Não há mais como tolerar demagogia barata e paralisante diante de um caldo de violência que traz impactos à infância sob ângulos diversos. Do ponto de vista da saúde mental, os desdobramentos já foram comprovados e podem ser duradouros. Falta de concentração, estresse, insônia — tudo isso é comum em crianças expostas à elevada brutalidade. “Esses jovens também correm o risco de internalizar a ideia de que a violência é uma ferramenta válida para lidar com disputas”, enfatiza o psicólogo André Vilela Komatsu, do Núcleo de Estudos da Violência da USP.

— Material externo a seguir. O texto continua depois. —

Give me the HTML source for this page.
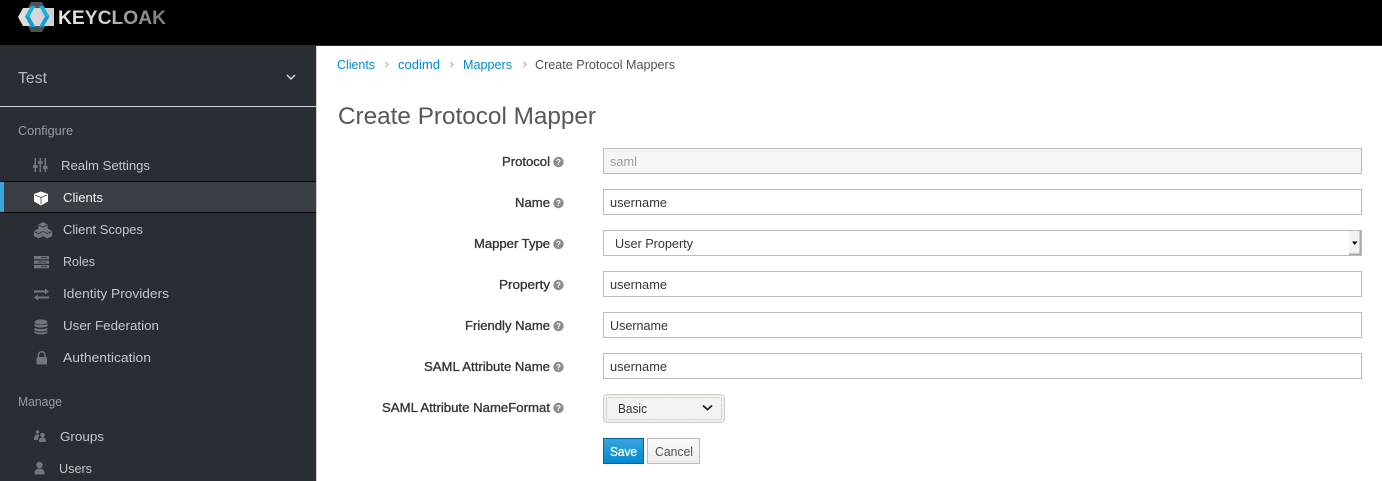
<!DOCTYPE html>
<html><head><meta charset="utf-8"><title>Create Protocol Mapper</title>
<style>
html,body{margin:0;padding:0;background:#fff;width:1382px;height:481px;overflow:hidden}
svg{display:block}
text{font-family:"Liberation Sans",sans-serif;font-size:13px;white-space:pre}
.n{fill:#c4c6c8}
.g{fill:#9a9c9e}
.l{fill:#0088ce}
.b{fill:#363636;stroke:#363636;stroke-width:.35px;font-size:13px}
.v{fill:#363636}
.i{fill:#72767b}
.f{fill:#fff;stroke:#bbb;stroke-width:1}
.q{font-size:8px;font-weight:700;text-anchor:middle;fill:#fff}
</style></head><body>
<svg width="1382" height="481" viewBox="0 0 1382 481" xmlns="http://www.w3.org/2000/svg">
<defs>
<linearGradient id="kg" gradientUnits="userSpaceOnUse" x1="58" x2="166" y1="0" y2="0"><stop offset="0" stop-color="#e8e8e8"/><stop offset=".45" stop-color="#c8c8c8"/><stop offset=".6" stop-color="#a0a0a0"/><stop offset="1" stop-color="#7c7c7c"/></linearGradient>
<linearGradient id="hg" x1="0" x2="1" y1="0" y2="0"><stop offset="0" stop-color="#e0e0e0"/><stop offset="1" stop-color="#cfcfcf"/></linearGradient>
<linearGradient id="sv" x1="0" x2="0" y1="0" y2="1"><stop offset="0" stop-color="#39a5dc"/><stop offset="1" stop-color="#0088ce"/></linearGradient>
<linearGradient id="cn" x1="0" x2="0" y1="0" y2="1"><stop offset="0" stop-color="#fafafa"/><stop offset="1" stop-color="#ededed"/></linearGradient>
</defs>

<rect width="1382" height="45" fill="#000"/>
<rect y="45" width="1382" height="1" fill="#292e34"/>
<polygon points="23,17 31,2 42,2 50,17 42,32 31,32" fill="#4d5258"/>
<polygon points="18,17 23,8 54,8 54,26 23,26" fill="url(#hg)"/>
<polygon points="31,6 35.500,6 29.500,16.500 25,16.500" fill="#17b3e6"/>
<polygon points="25,16.500 29.500,16.500 35.500,27 31,27" fill="#0f9ed6"/>
<polygon points="39,6 43.500,6 49.500,16.500 45,16.500" fill="#17b3e6"/>
<polygon points="45,16.500 49.500,16.500 43.500,27 39,27" fill="#0f9ed6"/>
<text x="58" y="24" style="font-size:19.500px;font-weight:700" fill="url(#kg)" textLength="108" lengthAdjust="spacingAndGlyphs">KEYCLOAK</text>

<rect x="0" y="45" width="316" height="436" fill="#292e34"/>
<rect x="316" y="46" width="1" height="435" fill="#d1d1d1"/>
<text x="18" y="83" style="font-size:16px;fill:#b9bbbd" textLength="29" lengthAdjust="spacingAndGlyphs">Test</text>
<path d="M287 75l4 4 4-4" fill="none" stroke="#e0e0e0" stroke-width="1.400"/>
<rect x="0" y="106" width="316" height="1" fill="#d1d1d1"/>

<text x="18" y="135" class="g" textLength="55" lengthAdjust="spacingAndGlyphs">Configure</text>

<g class="i">
<rect x="34.500" y="158" width="1.600" height="14"/><rect x="33" y="165" width="4.600" height="3"/>
<rect x="39.500" y="158" width="1.600" height="14"/><rect x="38" y="161" width="4.600" height="3"/>
<rect x="44.500" y="158" width="1.600" height="14"/><rect x="43" y="166" width="4.600" height="3"/>
</g>
<text x="61" y="170" class="n" textLength="89" lengthAdjust="spacingAndGlyphs">Realm Settings</text>

<rect x="0" y="181" width="316" height="32" fill="#393f44"/>
<rect x="0" y="181" width="316" height="1" fill="#030303"/>
<rect x="0" y="212" width="316" height="1" fill="#030303"/>
<rect x="0" y="182" width="4" height="30" fill="#39a5dc"/>
<path d="M41 191.500l7 2.500v7.500l-7 4-7-4V194z" fill="#fff"/>
<path d="M35 195l6 2.500 6-2.500M41 197.500v7" stroke="#393f44" stroke-width=".8" fill="none"/>
<text x="63" y="202" fill="#f1f1f1" textLength="40" lengthAdjust="spacingAndGlyphs">Clients</text>

<g class="i">
<path d="M43 222l4.700 2.500v5L43 232l-4.700-2.500v-5z"/>
<path d="M38.500 228.500l4.700 2.500v5l-4.700 2.500-4.700-2.500v-5z"/>
<path d="M47.500 228.500l4.700 2.500v5l-4.700 2.500-4.700-2.500v-5z"/>
</g>
<path d="M38.800 225l4.200 2.200 4.200-2.200M34.300 231.500l4.200 2.200 4.200-2.200M43.300 231.500l4.200 2.200 4.200-2.200" stroke="#292e34" stroke-width=".8" fill="none"/>
<text x="63" y="234" class="n" textLength="80" lengthAdjust="spacingAndGlyphs">Client Scopes</text>

<g class="i">
<rect x="34" y="256" width="15" height="3.300"/><rect x="34" y="260.500" width="15" height="3.300"/><rect x="34" y="265" width="15" height="3.300"/>
</g>
<path d="M41 257.600h6M38 262.100h9M41 266.600h6" stroke="#292e34" stroke-width=".7"/>
<text x="63" y="266" class="n" textLength="32" lengthAdjust="spacingAndGlyphs">Roles</text>

<path d="M34 290.500h11v-2l4 3-4 3v-2H34zM49 296.500H38v-2l-4 3 4 3v-2h11z" class="i"/>
<text x="63" y="298" class="n" textLength="106" lengthAdjust="spacingAndGlyphs">Identity Providers</text>

<g class="i">
<ellipse cx="41" cy="322" rx="6.500" ry="2.500"/>
<path d="M34.500 323.500c1 2 12 2 13 0v2.500c-1 2-12 2-13 0zM34.500 327.500c1 2 12 2 13 0v2.500c-1 2-12 2-13 0z"/>
<path d="M34.500 331c1 2 12 2 13 0v1.500c-1 2.500-12 2.500-13 0z"/>
</g>
<text x="63" y="330" class="n" textLength="96" lengthAdjust="spacingAndGlyphs">User Federation</text>

<rect x="36.500" y="357" width="10.500" height="7.500" rx="1" class="i"/>
<path d="M38.500 357.500v-2.500a3.200 3.200 0 0 1 6.500 0v2.500" fill="none" stroke="#72767b" stroke-width="1.500"/>
<text x="63" y="362" class="n" textLength="88" lengthAdjust="spacingAndGlyphs">Authentication</text>

<text x="18" y="406" class="g" textLength="44" lengthAdjust="spacingAndGlyphs">Manage</text>

<g class="i">
<circle cx="37.500" cy="432" r="1.800"/><path d="M34 440c0-4 1-5.500 3.500-5.500 1 0 1.800.5 2 1-1 1-1.500 2.500-1.500 4.500z"/>
<circle cx="42.500" cy="435" r="2.300"/><path d="M39 442c0-3.500 1-4.500 3.500-4.500s3.500 1 3.500 4.500z"/>
</g>
<text x="60" y="441" class="n" textLength="44" lengthAdjust="spacingAndGlyphs">Groups</text>

<g class="i">
<circle cx="39.500" cy="465" r="3.200"/><path d="M34.500 474.500c0-4.500 1.500-6 5-6s5 1.500 5 6z"/>
</g>
<text x="59" y="473" class="n" textLength="33" lengthAdjust="spacingAndGlyphs">Users</text>

<text x="337" y="69" class="l" textLength="38" lengthAdjust="spacingAndGlyphs">Clients</text>
<path d="M385.500 62l2.500 2.500-2.500 2.500M450.500 62l2.500 2.500-2.500 2.500M523.500 62l2.500 2.500-2.500 2.500" fill="none" stroke="#a8a8a8"/>
<text x="398" y="69" class="l" textLength="42" lengthAdjust="spacingAndGlyphs">codimd</text>
<text x="463" y="69" class="l" textLength="49" lengthAdjust="spacingAndGlyphs">Mappers</text>
<text x="535" y="69" fill="#4d5258" textLength="140" lengthAdjust="spacingAndGlyphs">Create Protocol Mappers</text>

<text x="338" y="124" style="font-size:24px;fill:#54585c" textLength="258" lengthAdjust="spacingAndGlyphs">Create Protocol Mapper</text>

<text x="502" y="166" class="b" textLength="48" lengthAdjust="spacingAndGlyphs">Protocol</text>
<text x="515" y="207" class="b" textLength="35" lengthAdjust="spacingAndGlyphs">Name</text>
<text x="474" y="248" class="b" textLength="76" lengthAdjust="spacingAndGlyphs">Mapper Type</text>
<text x="499" y="289" class="b" textLength="51" lengthAdjust="spacingAndGlyphs">Property</text>
<text x="465" y="330" class="b" textLength="85" lengthAdjust="spacingAndGlyphs">Friendly Name</text>
<text x="424" y="371" class="b" textLength="126" lengthAdjust="spacingAndGlyphs">SAML Attribute Name</text>
<text x="382" y="412" class="b" textLength="168" lengthAdjust="spacingAndGlyphs">SAML Attribute NameFormat</text>

<g fill="#8b8d8f">
<circle cx="558.500" cy="162" r="5.200"/><circle cx="558.500" cy="203" r="5.200"/><circle cx="558.500" cy="244" r="5.200"/><circle cx="558.500" cy="285" r="5.200"/><circle cx="558.500" cy="326" r="5.200"/><circle cx="558.500" cy="367" r="5.200"/><circle cx="558.500" cy="408" r="5.200"/>
</g>
<text x="558.500" y="165" class="q">?</text>
<text x="558.500" y="206" class="q">?</text>
<text x="558.500" y="247" class="q">?</text>
<text x="558.500" y="288" class="q">?</text>
<text x="558.500" y="329" class="q">?</text>
<text x="558.500" y="370" class="q">?</text>
<text x="558.500" y="411" class="q">?</text>

<rect x="603.500" y="148.500" width="758" height="25" fill="#f5f5f5" stroke="#bbb"/>
<text x="610" y="166" fill="#9c9c9c" textLength="27" lengthAdjust="spacingAndGlyphs">saml</text>
<rect x="603.500" y="189.500" width="758" height="25" class="f"/>
<text x="610" y="207" class="v" textLength="57" lengthAdjust="spacingAndGlyphs">username</text>
<rect x="603.500" y="230.500" width="758" height="25" class="f"/>
<text x="615" y="248" class="v" textLength="78" lengthAdjust="spacingAndGlyphs">User Property</text>
<rect x="1349" y="231" width="12" height="24" fill="#f2f2f2"/>
<rect x="1359.500" y="231" width="1.500" height="24" fill="#a8a8a8"/>
<rect x="1349" y="253.500" width="12" height="1.500" fill="#a8a8a8"/>
<path d="M1352 241.500h5.500l-2.750 3.500z" fill="#000"/>
<rect x="603.500" y="271.500" width="758" height="25" class="f"/>
<text x="610" y="289" class="v" textLength="57" lengthAdjust="spacingAndGlyphs">username</text>
<rect x="603.500" y="312.500" width="758" height="25" class="f"/>
<text x="610" y="330" class="v" textLength="58" lengthAdjust="spacingAndGlyphs">Username</text>
<rect x="603.500" y="353.500" width="758" height="25" class="f"/>
<text x="610" y="371" class="v" textLength="57" lengthAdjust="spacingAndGlyphs">username</text>

<rect x="603.500" y="394.500" width="121" height="28" rx="4" fill="#f4f1ec" stroke="#cfccc6"/>
<rect x="606.500" y="397.500" width="115" height="22" rx="2" fill="#f3f3f3" stroke="#c4c4c4" stroke-dasharray="1.500 1"/>
<text x="618" y="413" class="v" textLength="29" lengthAdjust="spacingAndGlyphs">Basic</text>
<path d="M703 405.500l4.500 4 4.500-4" fill="none" stroke="#222" stroke-width="1.800"/>

<rect x="603.500" y="438.500" width="40" height="25" fill="url(#sv)" stroke="#00659c"/>
<text x="610" y="456" style="fill:#fff;stroke:#fff;stroke-width:.3px" textLength="27" lengthAdjust="spacingAndGlyphs">Save</text>
<rect x="647.500" y="438.500" width="52" height="25" fill="url(#cn)" stroke="#bbb"/>
<text x="655" y="456" style="fill:#4d5258" textLength="38" lengthAdjust="spacingAndGlyphs">Cancel</text>
</svg>
</body></html>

No dia a dia, a garotada não vai à aula quando há operações na vizinhança ou tenta aprender mesmo com a barulheira no entorno da escola. “Acontecia pelo menos uma vez por mês e não havia um procedimento de segurança que explicasse como proteger os alunos”, relata um professor que lecionou no Complexo da Maré, um dos maiores conglomerados de favelas do Rio, de onde pediu para ser afastado. Em 2024, os estudantes dali ficaram um mês distantes das carteiras, presos em casa em meio à saraivada de tiros.
Vidas são ceifadas de um minuto para outro, sem que os parentes consigam assimilar a ideia de uma perda dessa dimensão. Aos 12 anos, Kamila Vitória brincava na praça com os amigos, um hábito das crianças da favela da Guarda, na Zona Norte carioca. Sem desgrudar os zelosos olhos da filha, o promotor de vendas Sandro Alves a observava de longe quando o som de tiros instaurou o terror. Tudo aconteceu num assombroso flash. Sandro gritou para que a menina se escondesse, mas àquela altura ela já havia sido baleada. Em casa, a mãe, Magna Gomes, cuidava da caçula ao receber a notícia que a dilacerou e, passados quatro meses, ainda lhe traz vertigens. “Dizem que a dor do luto diminui, mas para mim só piora. Perdi minha grande companheira”, fala. Depoimentos como esse dão a dimensão de uma tragédia cotidiana à qual é preciso dar um basta.